The official stance of the Conservative movement, which as aforementioned the Tree of Life synagogue is a part of, is accepting of LGBT Jews and pro-LGBT rights.
“People use my proper pronouns there, and I’ve been called to the Bima for aliyot during Torah services,” JE told me. Our recent reader survey found LGBTQ+ women and non-binary people more likely to identify as Jewish than members of any other organized religion. I mention this only to point out that there is a much larger segment of our community (8.2%) who feel a personal connection to today’s events than there are in non-LGBTQ communities (2%), and to be aware of that. It is also important to be aware that not all Jews are white, and that queer Jews of color, at this horrific moment in human history, are likely in need of extra support and comfort.
All day this Jewish folk song has been stuck in my head, because it’s called “The Tree of Life.” It’s one of the first ones you learn in Religious School because it’s simple and upbeat, and has only a few lyrics. It goes:
It is a tree of life to them who hold fast to it
and all of its supporters are happy,
It is a tree of life to them who hold fast to it
and all of its supporters are happy.
Shalom, by the way, means “peace” and “hello” and “goodbye.” It means all of those things.
This is what will happen next, as per Genesis 4:10 — blood shed by murder will cry out to G-d from the ground.
Blood shed by murder will call out to G-d from the ground.

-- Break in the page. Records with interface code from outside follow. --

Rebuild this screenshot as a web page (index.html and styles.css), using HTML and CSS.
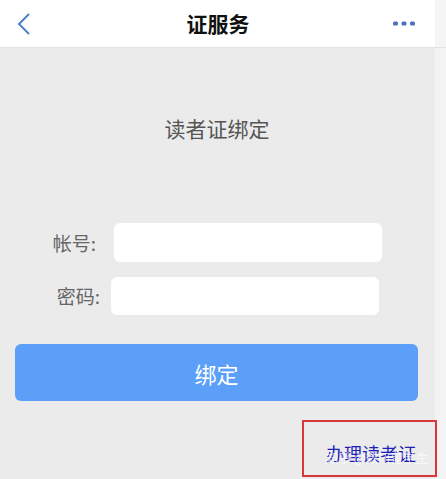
FILE: index.html
```html
<!DOCTYPE html>
<html lang="zh">
<head>
<meta charset="utf-8">
<link rel="stylesheet" href="styles.css">
</head>
<body>
<div class="page">
  <header class="nav">
    <svg class="back" width="14" height="24" viewBox="0 0 14 24"><path d="M12 2 L2 12 L12 22" fill="none" stroke="#4f7fd0" stroke-width="2"/></svg>
    <div class="nav-title">证服务</div>
    <svg class="more" width="22" height="5" viewBox="0 0 22 5"><rect x="0" y="0.5" width="5" height="4" rx="1.5" fill="#4a6fc0"/><rect x="8.5" y="0.5" width="5" height="4" rx="1.5" fill="#4a6fc0"/><rect x="17" y="0.5" width="5" height="4" rx="1.5" fill="#4a6fc0"/></svg>
  </header>
  <main class="content">
    <h1 class="title">读者证绑定</h1>
    <div class="form">
      <div class="row row-a"><span class="label">帐号:</span><div class="input"></div></div>
      <div class="row row-b"><span class="label">密码:</span><div class="input"></div></div>
    </div>
    <div class="btn">绑定</div>
    <div class="apply-wrap">
      <div class="apply-box">
        <span class="apply">办理读者证</span>
        <span class="watermark">知乎 @数研留学生</span>
      </div>
    </div>
  </main>
</div>
</body>
</html>
```

FILE: styles.css
```css
html, body { margin: 0; padding: 0; }
body {
  width: 446px;
  height: 479px;
  overflow: hidden;
  background: #ebebeb;
  font-family: "Noto Sans CJK SC", "Noto Sans", sans-serif;
}
.page {
  width: 446px;
  height: 479px;
  background: linear-gradient(to right, #ebebeb 0, #ebebeb 435px, #f3f3f3 435px);
}
.nav {
  height: 47px;
  background: linear-gradient(to right, #ffffff 0, #ffffff 435px, #f5f5f5 435px);
  border-bottom: 1px solid #e2e2e2;
  display: flex;
  align-items: center;
  position: relative;
}
.back { margin-left: 17px; }
.nav-title {
  position: absolute;
  left: 0; right: 10px;
  text-align: center;
  font-size: 21px;
  font-weight: 700;
  color: #111;
  line-height: 47px;
}
.more { margin-left: auto; margin-right: 31px; }
.content { display: flex; flex-direction: column; }
.title {
  margin: 66px 0 0 0;
  text-align: center;
  font-size: 21px;
  font-weight: 400;
  line-height: 28px;
  color: #555;
  padding-right: 12px;
}
.form {
  margin-top: 81px;
  display: flex;
  flex-direction: column;
  gap: 15px;
}
.row { display: flex; align-items: center; }
.label {
  box-sizing: border-box;
  flex-shrink: 0;
  white-space: nowrap;
  font-size: 19px;
  line-height: 26px;
  color: #666;
  text-align: right;
}
.row-a .label { width: 114px; padding-right: 18px; }
.row-b .label { width: 111px; padding-right: 11px; }
.input {
  width: 268px;
  height: 39px;
  background: #fff;
  border-radius: 6px;
}
.row-b .input { height: 38px; }
.btn {
  margin: 29px 28px 0 15px;
  height: 57px;
  background: #5b9ff8;
  border-radius: 6px;
  color: #fff;
  font-size: 22px;
  display: flex;
  align-items: center;
  justify-content: center;
}
.apply-wrap {
  display: flex;
  justify-content: flex-end;
  padding-right: 9px;
  margin-top: 19px;
}
.apply-box {
  box-sizing: border-box;
  width: 135px;
  height: 57px;
  border: 2px solid #d8353d;
  position: relative;
  display: flex;
  align-items: flex-end;
  justify-content: flex-start;
}
.apply {
  font-size: 18px;
  color: #1e1eb8;
  line-height: 24px;
  margin-bottom: 10px;
  margin-left: 22px;
}
.watermark {
  position: absolute;
  left: 22px;
  bottom: 8px;
  font-size: 12.5px;
  color: rgba(255,255,255,0.7);
  white-space: nowrap;
}
```
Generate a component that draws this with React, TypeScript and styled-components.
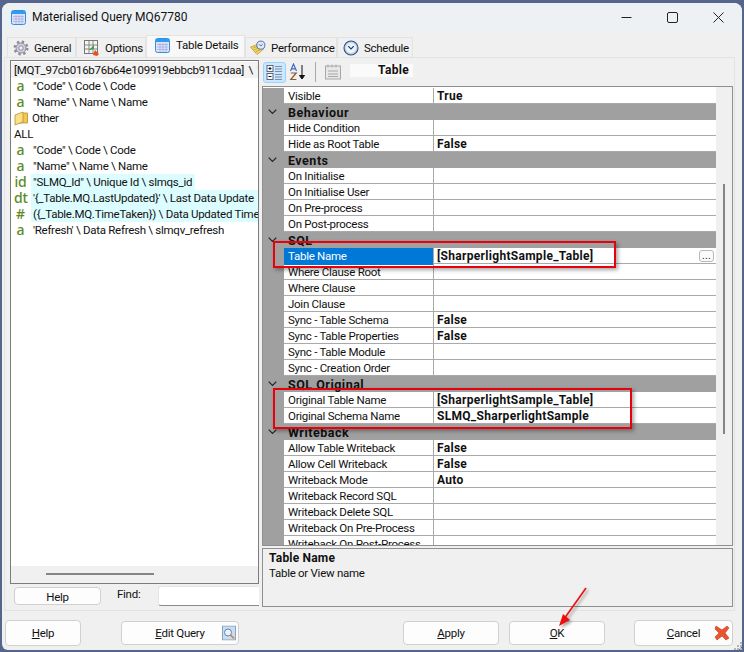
import React from "react";
import styled, { createGlobalStyle } from "styled-components";

const Global = createGlobalStyle`
  html, body { margin: 0; padding: 0; background: #55658c; overflow: hidden; }
  * { box-sizing: border-box; }
`;

const Screen = styled.div`
  position: relative;
  width: 744px;
  height: 652px;
  padding: 3px 2px 2px 2px;
  background: #55658c;
  font-family: "Roboto", "Liberation Sans", sans-serif;
  font-size: 11.5px;
  letter-spacing: -0.27px;
  color: #111;
  overflow: hidden;
`;
const Dialog = styled.div`
  width: 740px;
  height: 647px;
  display: flex;
  flex-direction: column;
  background: #f0f0f0;
  border-radius: 8px 8px 6px 6px;
  overflow: hidden;
`;
const TitleBar = styled.div`
  height: 30px;
  flex: none;
  display: flex;
  align-items: center;
  padding: 0 0 2px 9px;
  gap: 6px;
  background: #eef1f4;
`;
const TitleText = styled.span`
  flex: 1;
  font-size: 12px;
  letter-spacing: 0;
`;
const WinBtns = styled.div`
  display: flex;
  align-items: center;
  padding-right: 1px;
`;
const WinBtn = styled.div`
  width: 46px;
  height: 28px;
  display: flex;
  align-items: center;
  justify-content: center;
`;
const TabRow = styled.div`
  height: 24px;
  flex: none;
  display: flex;
  align-items: flex-end;
  padding-left: 5px;
`;
const Tab = styled.div<{ $active?: boolean; $w: number; $pl?: number }>`
  width: ${(p) => p.$w}px;
  height: ${(p) => (p.$active ? 22 : 20)}px;
  display: flex;
  align-items: center;
  gap: ${(p) => (p.$active ? 6 : 5)}px;
  padding: ${(p) => (p.$active ? "0 0 3px 8px" : `0 0 0 ${p.$pl ?? 5}px`)};
  background: ${(p) => (p.$active ? "#f8f8f8" : "#f0f0f0")};
  border: 1px solid #e3e3e3;
  border-bottom: none;
`;
const TabPanel = styled.div`
  height: 554px;
  flex: none;
  margin: 0 7px 0 2px;
  border: 1px solid #e3e3e3;
  display: grid;
  grid-template-columns: 249px 471px;
  column-gap: 3px;
  padding: 2px 3px 4px 5px;
`;
const LeftCol = styled.div`
  display: flex;
  flex-direction: column;
`;
const ListBox = styled.div`
  height: 524px;
  flex: none;
  display: flex;
  flex-direction: column;
  border: 1px solid #7c7c7c;
  background: #fff;
`;
const ListBody = styled.div`
  flex: 1;
  padding-top: 1px;
  overflow: hidden;
`;
const ListRow = styled.div<{ $selected?: boolean }>`
  height: 16px;
  display: flex;
  align-items: center;
  white-space: pre;
  overflow: hidden;
  background: ${(p) => (p.$selected ? "#f2f2f2" : "transparent")};
  word-spacing: ${(p) => (p.$selected ? "2px" : "0")};
  padding-left: 3px;
`;
const TypeIcon = styled.span`
  width: 13px;
  flex: none;
  margin-right: 4px;
  text-align: center;
  font-size: 14px;
  font-weight: 500;
  letter-spacing: -0.2px;
  color: #5c8a1e;
  font-family: "Noto Sans", sans-serif;
  line-height: 16px;
`;
const FolderWrap = styled.span`
  width: 16px;
  flex: none;
  display: flex;
`;
const ItemText = styled.span<{ $hl?: boolean; $fill?: boolean }>`
  padding: 0 3px 0 2px;
  line-height: 16px;
  background: ${(p) => (p.$hl ? "#dcfdff" : "transparent")};
  ${(p) => (p.$fill ? "flex: 1;" : "")}
`;
const ListScroll = styled.div`
  height: 17px;
  flex: none;
  background: #f0f0f0;
  padding: 7px 0 0 35px;
`;
const ScrollThumbH = styled.div`
  width: 108px;
  height: 2px;
  background: #858585;
`;
const FindRow = styled.div`
  flex: 1;
  display: flex;
  align-items: center;
  padding-left: 4px;
`;
const SmallButton = styled.div`
  width: 87px;
  height: 18px;
  padding-top: 2px;
  border: 1px solid #d0d0d0;
  border-radius: 4px;
  background: #fdfdfd;
  display: flex;
  align-items: center;
  justify-content: center;
`;
const FindLabel = styled.span`
  margin-left: 16px;
  width: 41px;
  margin-top: -3px;
`;
const FindInput = styled.div`
  flex: 1;
  height: 20px;
  background: #fff;
  border-bottom: 1px solid #8a8a8a;
  border-top: 1px solid #e6e6e6;
  border-left: 1px solid #e6e6e6;
  border-radius: 3px 0 0 3px;
`;
const RightCol = styled.div`
  display: flex;
  flex-direction: column;
`;
const Toolbar = styled.div`
  height: 26px;
  flex: none;
  display: flex;
  align-items: center;
  gap: 2px;
  padding: 0 0 2px 1px;
`;
const ToolActive = styled.div`
  width: 23px;
  height: 21px;
  border-radius: 3px;
  background: #cce8ff;
  border: 1px solid #99d1ff;
  display: flex;
  align-items: center;
  justify-content: center;
`;
const ToolBtn = styled.div`
  width: 20px;
  height: 21px;
  display: flex;
  align-items: center;
  justify-content: center;
`;
const ToolSep = styled.div`
  width: 1px;
  height: 20px;
  background: #a8a8a8;
  margin: 0 5px;
`;
const ToolTitle = styled.div`
  width: 63px;
  height: 13px;
  margin-left: 5px;
  margin-top: -3px;
  padding-right: 4px;
  background: #fafafa;
  font-weight: 700;
  font-size: 12px;
  letter-spacing: 0.3px;
  text-align: right;
  line-height: 13px;
`;
const GridBox = styled.div`
  height: 460px;
  flex: none;
  display: flex;
  border: 1px solid #8f8f8f;
  background: #fff;
  overflow: hidden;
`;
const GridBody = styled.div`
  flex: 1;
  padding-top: 1px;
  overflow: hidden;
  background: #fff;
`;
const CatRow = styled.div`
  height: 16px;
  display: flex;
  align-items: center;
  background: #a0a0a0;
  font-weight: 700;
  font-size: 12.5px;
  letter-spacing: 0.5px;
  color: #111;
`;
const Chevron = styled.span`
  width: 25px;
  padding-left: 5px;
  flex: none;
  display: flex;
`;
const PropRow = styled.div`
  height: 16px;
  display: grid;
  grid-template-columns: 21px 150px 1fr;
  border-bottom: 1px solid #a9a9a9;
  line-height: 17px;
`;
const Margin = styled.div`
  background: #a0a0a0;
  margin-bottom: -1px;
`;
const PropName = styled.div<{ $selected?: boolean }>`
  padding-left: 4px;
  white-space: nowrap;
  overflow: hidden;
  border-right: 1px solid #a9a9a9;
  background: ${(p) => (p.$selected ? "#0078d7" : "transparent")};
  color: ${(p) => (p.$selected ? "#fff" : "#111")};
`;
const PropValue = styled.div`
  position: relative;
  padding-left: 3px;
  font-weight: 700;
  font-size: 12px;
  letter-spacing: 0.3px;
  white-space: nowrap;
`;
const Ellipsis = styled.div`
  position: absolute;
  right: 2px;
  top: 2px;
  width: 15px;
  height: 12px;
  border: 1px solid #b8b8b8;
  border-radius: 3px;
  background: #fbfbfb;
  line-height: 10px;
  text-align: center;
  font-size: 10px;
  font-weight: 400;
`;
const ScrollV = styled.div`
  width: 16px;
  flex: none;
  background: #f0f0f0;
  padding: 97px 0 0 7px;
`;
const ThumbV = styled.div`
  width: 2px;
  height: 250px;
  background: #858585;
`;
const Description = styled.div`
  height: 59px;
  flex: none;
  margin-top: 2px;
  border: 1px solid #8f8f8f;
  padding: 2px 6px;
  line-height: 15px;
`;
const DescTitle = styled.div`
  font-weight: 700;
  font-size: 12px;
  letter-spacing: 0.2px;
`;
const BottomBar = styled.div`
  flex: 1;
  display: flex;
  align-items: center;
  padding: 5px 0 0 3px;
`;
const DlgButton = styled.div<{ $w: number; $ml?: number; $tall?: boolean }>`
  width: ${(p) => p.$w}px;
  height: ${(p) => (p.$tall ? 26 : 24)}px;
  margin-left: ${(p) => p.$ml ?? 0}px;
  position: relative;
  flex: none;
  display: flex;
  align-items: center;
  justify-content: center;
  border: 1px solid #d0d0d0;
  border-radius: 4px;
  background: #fdfdfd;
`;
const BtnIcon = styled.span`
  position: absolute;
  right: 2px;
  top: 50%;
  transform: translateY(-50%);
  display: flex;
`;
const Under = styled.span`
  text-decoration: underline;
`;
const RedBox = styled.div<{ $x: number; $y: number; $w: number; $h: number }>`
  position: absolute;
  left: ${(p) => p.$x}px;
  top: ${(p) => p.$y}px;
  width: ${(p) => p.$w}px;
  height: ${(p) => p.$h}px;
  border: 2px solid #e8000b;
  box-shadow: 2px 2px 4px rgba(0, 0, 0, 0.35);
  pointer-events: none;
`;
const Overlay = styled.svg`
  position: absolute;
  left: 0;
  top: 0;
  pointer-events: none;
`;
const Grip = styled.svg`
  position: absolute;
  right: 1px;
  bottom: 1px;
`;

const TableIcon = ({ size = 15 }: { size?: number }) => (
  <svg width={size} height={size} viewBox="0 0 15 15">
    <rect x="0.5" y="0.5" width="14" height="14" rx="2" fill="#dfe3f7" stroke="#2f8fe8" />
    <rect x="1" y="1" width="13" height="3" fill="#2f9cf0" />
    <path d="M2 6.5h11M2 9h11M2 11.5h11M5 5v9M8 5v9M11 5v9" stroke="#a9aee0" strokeWidth="0.8" />
  </svg>
);
const GearIcon = () => (
  <svg width="16" height="16" viewBox="0 0 16 16">
    <circle cx="8" cy="8" r="6.3" fill="none" stroke="#8a8a9c" strokeWidth="2.4" strokeDasharray="2.4 2.55" />
    <circle cx="8" cy="8" r="5" fill="#cfcfdc" stroke="#8c8ca0" />
    <circle cx="8" cy="8" r="2.2" fill="#f2f2f6" stroke="#8c8ca0" />
  </svg>
);
const OptionsIcon = () => (
  <svg width="16" height="16" viewBox="0 0 16 16">
    <rect x="0.5" y="0.5" width="13" height="13" fill="#f4f4f4" stroke="#777" />
    <path d="M5 1v12M9 1v12M1 5h12M1 9h12" stroke="#888" />
    <path d="M5 10l5-5v4h-2l-1 1z" fill="#3aa33a" />
    <path d="M9 15l2-5 4 4-2 2z" fill="#e8501e" />
  </svg>
);
const PerfIcon = () => (
  <svg width="16" height="16" viewBox="0 0 17 16">
    <path d="M0.5 7l8-3 6 5-7 6z" fill="#f5d76a" stroke="#b9962e" strokeWidth="0.8" />
    <path d="M3 8l6-2M4 10l6-2M6 12l5-2" stroke="#c79a22" strokeWidth="0.8" />
    <circle cx="11.5" cy="5" r="4.3" fill="#dfe9f7" stroke="#4a6aa4" />
    <path d="M9.6 4l1.9 1.9 1.9-1.9" stroke="#34507f" fill="none" strokeWidth="0.9" />
  </svg>
);
const ClockIcon = () => (
  <svg width="16" height="16" viewBox="0 0 16 16">
    <circle cx="8" cy="8" r="7" fill="#bcd4f0" stroke="#33527f" strokeWidth="1.1" />
    <circle cx="8" cy="8" r="5" fill="#eef4fb" />
    <path d="M5.2 6.2L8 9l2.8-2.8" stroke="#21375c" fill="none" strokeWidth="1.1" />
  </svg>
);
const Folder = () => (
  <svg width="15" height="15" viewBox="0 0 15 15">
    <path d="M9 2h4.5v10H5" fill="#f2c84f" stroke="#b8912a" strokeWidth="0.8" />
    <path d="M1 4l8-3v10l-8 3z" fill="#fbe08a" stroke="#b8912a" strokeWidth="0.8" />
  </svg>
);
const Chev = () => (
  <svg width="9" height="6" viewBox="0 0 9 6">
    <path d="M0.7 0.7L4.5 4.5L8.3 0.7" fill="none" stroke="#222" strokeWidth="1.2" />
  </svg>
);
const CatIcon = () => (
  <svg width="17" height="17" viewBox="0 0 17 17">
    <rect x="1" y="1.5" width="6" height="6" fill="#fff" stroke="#5a6a80" />
    <rect x="1" y="9.5" width="6" height="6" fill="#fff" stroke="#5a6a80" />
    <path d="M2.5 4.5h3M2.5 12.5h3M4 3v3" stroke="#111" />
    <path d="M9 2.5h7M9 5h7M9 7.5h7M9 10.5h7M9 13h7M9 15.5h7" stroke="#7c8ca6" />
  </svg>
);
const SortIcon = () => (
  <svg width="18" height="18" viewBox="0 0 18 18">
    <path d="M13 2v13M10.5 12.5L13 16l2.5-3.5z" stroke="#111" fill="#111" />
    <path d="M1.5 8L4.5 1l3 7M2.6 5.8h3.8" stroke="#3f6fc0" strokeWidth="1.2" fill="none" />
    <path d="M1.8 10h5.4L1.8 16.5h5.6" stroke="#8a5a30" strokeWidth="1.2" fill="none" />
  </svg>
);
const PagesIcon = () => (
  <svg width="18" height="18" viewBox="0 0 18 18">
    <rect x="1.5" y="3" width="15" height="13" fill="#e8e8e8" stroke="#a8a8a8" />
    <path d="M4 1.5v3M8 1.5v3M12 1.5v3M4 8h10M4 11h10M4 13.5h10" stroke="#a8a8a8" />
  </svg>
);
const PreviewIcon = () => (
  <svg width="14" height="15" viewBox="0 0 14 15">
    <rect x="0.5" y="0.5" width="13" height="14" fill="#c8dcf2" stroke="#8aa2bd" />
    <circle cx="6" cy="7" r="3.5" fill="#eaf4ff" stroke="#5f86b5" />
    <path d="M8.5 9.5L12 13" stroke="#e07a2a" strokeWidth="1.6" />
  </svg>
);
const RedX = () => (
  <svg width="16" height="16" viewBox="0 0 16 16">
    <path d="M2 1l6 4 5-4 2 2-4 5 4 5-3 2-4-4-5 4-2-3 4-4-4-4z" fill="#e8552e" stroke="#c23a1c" strokeWidth="0.6" />
  </svg>
);

type Item = { icon?: string; text: string; hl?: boolean; fill?: boolean; folder?: boolean };
const items: Item[] = [
  { icon: "a", text: '"Code" \\ Code \\ Code' },
  { icon: "a", text: '"Name" \\ Name \\ Name' },
  { folder: true, text: "Other" },
];
const items2: Item[] = [
  { icon: "a", text: '"Code" \\ Code \\ Code' },
  { icon: "a", text: '"Name" \\ Name \\ Name' },
  { icon: "id", text: '"SLMQ_Id" \\ Unique Id \\ slmqs_id', hl: true },
  { icon: "dt", text: "'{_Table.MQ.LastUpdated}' \\ Last Data Update", hl: true, fill: true },
  { icon: "#", text: "({_Table.MQ.TimeTaken}) \\ Data Updated Time", hl: true, fill: true },
  { icon: "a", text: "'Refresh' \\ Data Refresh \\ slmqv_refresh" },
];

type Row = { cat?: boolean; name: string; value?: string; sel?: boolean };
const rows: Row[] = [
  { name: "Visible", value: "True" },
  { cat: true, name: "Behaviour" },
  { name: "Hide Condition" },
  { name: "Hide as Root Table", value: "False" },
  { cat: true, name: "Events" },
  { name: "On Initialise" },
  { name: "On Initialise User" },
  { name: "On Pre-process" },
  { name: "On Post-process" },
  { cat: true, name: "SQL" },
  { name: "Table Name", value: "[SharperlightSample_Table]", sel: true },
  { name: "Where Clause Root" },
  { name: "Where Clause" },
  { name: "Join Clause" },
  { name: "Sync - Table Schema", value: "False" },
  { name: "Sync - Table Properties", value: "False" },
  { name: "Sync - Table Module" },
  { name: "Sync - Creation Order" },
  { cat: true, name: "SQL Original" },
  { name: "Original Table Name", value: "[SharperlightSample_Table]" },
  { name: "Original Schema Name", value: "SLMQ_SharperlightSample" },
  { cat: true, name: "Writeback" },
  { name: "Allow Table Writeback", value: "False" },
  { name: "Allow Cell Writeback", value: "False" },
  { name: "Writeback Mode", value: "Auto" },
  { name: "Writeback Record SQL" },
  { name: "Writeback Delete SQL" },
  { name: "Writeback On Pre-Process" },
  { name: "Writeback On Post-Process" },
];

const renderItem = (it: Item) => (
  <ListRow key={it.text + it.icon}>
    {it.folder ? (
      <FolderWrap><Folder /></FolderWrap>
    ) : (
      <TypeIcon>{it.icon}</TypeIcon>
    )}
    <ItemText $hl={it.hl} $fill={it.fill}>{it.text}</ItemText>
  </ListRow>
);

export default function App() {
  return (
    <Screen>
      <Global />
      <Dialog>
        <TitleBar>
          <TableIcon />
          <TitleText>Materialised Query MQ67780</TitleText>
          <WinBtns>
            <WinBtn>
              <svg width="11" height="11" viewBox="0 0 11 11"><path d="M0.5 5.5h10" stroke="#222" /></svg>
            </WinBtn>
            <WinBtn>
              <svg width="11" height="11" viewBox="0 0 11 11"><rect x="0.5" y="0.5" width="10" height="10" rx="1.5" fill="none" stroke="#222" /></svg>
            </WinBtn>
            <WinBtn>
              <svg width="11" height="11" viewBox="0 0 11 11"><path d="M0.5 0.5l10 10M10.5 0.5l-10 10" stroke="#222" /></svg>
            </WinBtn>
          </WinBtns>
        </TitleBar>
        <TabRow>
          <Tab $w={69} $pl={5}><GearIcon />General</Tab>
          <Tab $w={70} $pl={7}><OptionsIcon />Options</Tab>
          <Tab $w={99} $active><TableIcon />Table Details</Tab>
          <Tab $w={92} $pl={4}><PerfIcon />Performance</Tab>
          <Tab $w={76}><ClockIcon />Schedule</Tab>
        </TabRow>
        <TabPanel>
          <LeftCol>
            <ListBox>
              <ListBody>
                <ListRow $selected>[MQT_97cb016b76b64e109919ebbcb911cdaa] \ '</ListRow>
                {items.map(renderItem)}
                <ListRow>ALL</ListRow>
                {items2.map(renderItem)}
              </ListBody>
              <ListScroll><ScrollThumbH /></ListScroll>
            </ListBox>
            <FindRow>
              <SmallButton>Help</SmallButton>
              <FindLabel>Find:</FindLabel>
              <FindInput />
            </FindRow>
          </LeftCol>
          <RightCol>
            <Toolbar>
              <ToolActive><CatIcon /></ToolActive>
              <ToolBtn><SortIcon /></ToolBtn>
              <ToolSep />
              <ToolBtn><PagesIcon /></ToolBtn>
              <ToolTitle>Table</ToolTitle>
            </Toolbar>
            <GridBox>
              <GridBody>
                {rows.map((r) =>
                  r.cat ? (
                    <CatRow key={r.name}>
                      <Chevron><Chev /></Chevron>
                      {r.name}
                    </CatRow>
                  ) : (
                    <PropRow key={r.name}>
                      <Margin />
                      <PropName $selected={r.sel}>{r.name}</PropName>
                      <PropValue>
                        {r.value}
                        {r.sel && <Ellipsis>...</Ellipsis>}
                      </PropValue>
                    </PropRow>
                  )
                )}
              </GridBody>
              <ScrollV><ThumbV /></ScrollV>
            </GridBox>
            <Description>
              <DescTitle>Table Name</DescTitle>
              Table or View name
            </Description>
          </RightCol>
        </TabPanel>
        <BottomBar>
          <DlgButton $w={76} $tall><span><Under>H</Under>elp</span></DlgButton>
          <DlgButton $w={118} $ml={40}>
            <span><Under>E</Under>dit Query</span>
            <BtnIcon><PreviewIcon /></BtnIcon>
          </DlgButton>
          <DlgButton $w={96} $ml={164}><span><Under>A</Under>pply</span></DlgButton>
          <DlgButton $w={96} $ml={10}><span><Under>O</Under>K</span></DlgButton>
          <DlgButton $w={99} $ml={29} $tall>
            <span><Under>C</Under>ancel</span>
            <BtnIcon><RedX /></BtnIcon>
          </DlgButton>
        </BottomBar>
      </Dialog>
      <RedBox $x={273} $y={241} $w={343} $h={27} />
      <RedBox $x={273} $y={388} $w={359} $h={41} />
      <Overlay width="744" height="652">
        <defs>
          <filter id="sh" x="-30%" y="-30%" width="180%" height="180%">
            <feDropShadow dx="2" dy="2" stdDeviation="1.5" floodColor="#000" floodOpacity="0.35" />
          </filter>
        </defs>
        <g filter="url(#sh)">
          <path d="M586 588L564 619" stroke="#ee1111" strokeWidth="1.6" />
          <path d="M559 626L563 614L570 620z" fill="#ee1111" />
        </g>
      </Overlay>
      <Grip width="10" height="10" viewBox="0 0 10 10">
        <g fill="#b5b5b5">
          <rect x="7" y="1" width="2" height="2" />
          <rect x="4" y="4" width="2" height="2" />
          <rect x="7" y="4" width="2" height="2" />
          <rect x="1" y="7" width="2" height="2" />
          <rect x="4" y="7" width="2" height="2" />
          <rect x="7" y="7" width="2" height="2" />
        </g>
      </Grip>
    </Screen>
  );
}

The injured, for whom we say the מִי שֶׁבֵּרַךְ: Paul Leger, 70. A 61-year-old woman, a 55-year-old man, a 27-year-old male police officer and a 40-year-old male SWAT officer.
These are the names of the dead:
Daniel Stein, 71
Joyce Fienberg, 75
Richard Gottfried, 65
Rose Mallinger, 97
Jerry Raminowitz, 66
Brothers Cecil Rosenthal, 59, and David Rosenthal, 54
Husband and wife Bernice Simon, 84 and Sylvan Simon, 86
Melvin Wax, 88
Irving Younger, 69
And as long as we live, they too will live, for they are now a part of us, as we remember them.